Instructions for the task = Produce a word-for-word copy of the listing below without its pictures.
── Supplied data ──
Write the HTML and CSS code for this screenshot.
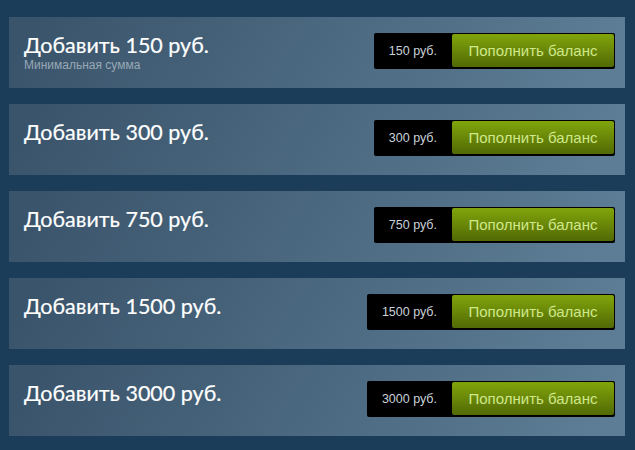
FILE: index.html
```html
<!DOCTYPE html>
<html lang="ru">
<head>
<meta charset="utf-8">
<title>Пополнение кошелька</title>
<link rel="stylesheet" href="styles.css">
</head>
<body>
<div class="funds">
  <div class="fund-row">
    <div class="fund-info">
      <h1 class="fund-title">Добавить 150 руб.</h1>
      <div class="fund-note">Минимальная сумма</div>
    </div>
    <div class="fund-action">
      <span class="fund-price">150 руб.</span>
      <a class="btn-green" href="#">Пополнить баланс</a>
    </div>
  </div>
  <div class="fund-row">
    <div class="fund-info">
      <h1 class="fund-title">Добавить 300 руб.</h1>
    </div>
    <div class="fund-action">
      <span class="fund-price">300 руб.</span>
      <a class="btn-green" href="#">Пополнить баланс</a>
    </div>
  </div>
  <div class="fund-row">
    <div class="fund-info">
      <h1 class="fund-title">Добавить 750 руб.</h1>
    </div>
    <div class="fund-action">
      <span class="fund-price">750 руб.</span>
      <a class="btn-green" href="#">Пополнить баланс</a>
    </div>
  </div>
  <div class="fund-row">
    <div class="fund-info">
      <h1 class="fund-title">Добавить 1500 руб.</h1>
    </div>
    <div class="fund-action">
      <span class="fund-price">1500 руб.</span>
      <a class="btn-green" href="#">Пополнить баланс</a>
    </div>
  </div>
  <div class="fund-row">
    <div class="fund-info">
      <h1 class="fund-title">Добавить 3000 руб.</h1>
    </div>
    <div class="fund-action">
      <span class="fund-price">3000 руб.</span>
      <a class="btn-green" href="#">Пополнить баланс</a>
    </div>
  </div>
</div>
</body>
</html>
```

FILE: styles.css
```css
html, body {
  margin: 0;
  padding: 0;
}

body {
  background: #1b3d5a;
  font-family: "Liberation Sans", Arial, sans-serif;
  width: 635px;
  height: 450px;
  overflow: hidden;
}

.funds {
  display: flex;
  flex-direction: column;
  gap: 16px;
  padding: 17px 10px 0 9px;
}

.fund-row {
  height: 71px;
  box-sizing: border-box;
  display: flex;
  justify-content: space-between;
  align-items: flex-start;
  padding: 15px 10px 0 15px;
  background: linear-gradient(-60deg, #5c7d95 5%, #3a546b 95%);
}

.fund-title {
  margin: 0;
  font-family: Lato, "Open Sans", sans-serif;
  font-weight: 400;
  font-size: 21.5px;
  line-height: 26px;
  color: #ffffff;
  -webkit-text-stroke: 0.2px #ffffff;
}

.fund-note {
  font-size: 12px;
  line-height: 14px;
  color: #98a8b5;
}

.fund-action {
  margin-top: 1px;
  display: flex;
  align-items: center;
  background: #000000;
  border-radius: 2px;
  padding: 1px 1px 2px 0;
  height: 36px;
  box-sizing: border-box;
}

.fund-price {
  padding: 0 15px 0 15px;
  font-size: 12.5px;
  color: #c9d2d9;
}

.btn-green {
  display: block;
  width: 162px;
  height: 33px;
  box-sizing: border-box;
  line-height: 33px;
  text-align: center;
  text-decoration: none;
  font-size: 15px;
  color: #cfe88a;
  border-radius: 2px;
  background: linear-gradient(to bottom, #7ea20b 5%, #546c05 95%);
}
```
───
Problem solution =
Write the HTML and CSS code for this screenshot.
FILE: index.html
```html
<!DOCTYPE html>
<html lang="ru">
<head>
<meta charset="utf-8">
<title>Пополнение кошелька</title>
<link rel="stylesheet" href="styles.css">
</head>
<body>
<div class="funds">
  <div class="fund-row">
    <div class="fund-info">
      <h1 class="fund-title">Добавить 150 руб.</h1>
      <div class="fund-note">Минимальная сумма</div>
    </div>
    <div class="fund-action">
      <span class="fund-price">150 руб.</span>
      <a class="btn-green" href="#">Пополнить баланс</a>
    </div>
  </div>
  <div class="fund-row">
    <div class="fund-info">
      <h1 class="fund-title">Добавить 300 руб.</h1>
    </div>
    <div class="fund-action">
      <span class="fund-price">300 руб.</span>
      <a class="btn-green" href="#">Пополнить баланс</a>
    </div>
  </div>
  <div class="fund-row">
    <div class="fund-info">
      <h1 class="fund-title">Добавить 750 руб.</h1>
    </div>
    <div class="fund-action">
      <span class="fund-price">750 руб.</span>
      <a class="btn-green" href="#">Пополнить баланс</a>
    </div>
  </div>
  <div class="fund-row">
    <div class="fund-info">
      <h1 class="fund-title">Добавить 1500 руб.</h1>
    </div>
    <div class="fund-action">
      <span class="fund-price">1500 руб.</span>
      <a class="btn-green" href="#">Пополнить баланс</a>
    </div>
  </div>
  <div class="fund-row">
    <div class="fund-info">
      <h1 class="fund-title">Добавить 3000 руб.</h1>
    </div>
    <div class="fund-action">
      <span class="fund-price">3000 руб.</span>
      <a class="btn-green" href="#">Пополнить баланс</a>
    </div>
  </div>
</div>
</body>
</html>
```

FILE: styles.css
```css
html, body {
  margin: 0;
  padding: 0;
}

body {
  background: #1b3d5a;
  font-family: "Liberation Sans", Arial, sans-serif;
  width: 635px;
  height: 450px;
  overflow: hidden;
}

.funds {
  display: flex;
  flex-direction: column;
  gap: 16px;
  padding: 17px 10px 0 9px;
}

.fund-row {
  height: 71px;
  box-sizing: border-box;
  display: flex;
  justify-content: space-between;
  align-items: flex-start;
  padding: 15px 10px 0 15px;
  background: linear-gradient(-60deg, #5c7d95 5%, #3a546b 95%);
}

.fund-title {
  margin: 0;
  font-family: Lato, "Open Sans", sans-serif;
  font-weight: 400;
  font-size: 21.5px;
  line-height: 26px;
  color: #ffffff;
  -webkit-text-stroke: 0.2px #ffffff;
}

.fund-note {
  font-size: 12px;
  line-height: 14px;
  color: #98a8b5;
}

.fund-action {
  margin-top: 1px;
  display: flex;
  align-items: center;
  background: #000000;
  border-radius: 2px;
  padding: 1px 1px 2px 0;
  height: 36px;
  box-sizing: border-box;
}

.fund-price {
  padding: 0 15px 0 15px;
  font-size: 12.5px;
  color: #c9d2d9;
}

.btn-green {
  display: block;
  width: 162px;
  height: 33px;
  box-sizing: border-box;
  line-height: 33px;
  text-align: center;
  text-decoration: none;
  font-size: 15px;
  color: #cfe88a;
  border-radius: 2px;
  background: linear-gradient(to bottom, #7ea20b 5%, #546c05 95%);
}
```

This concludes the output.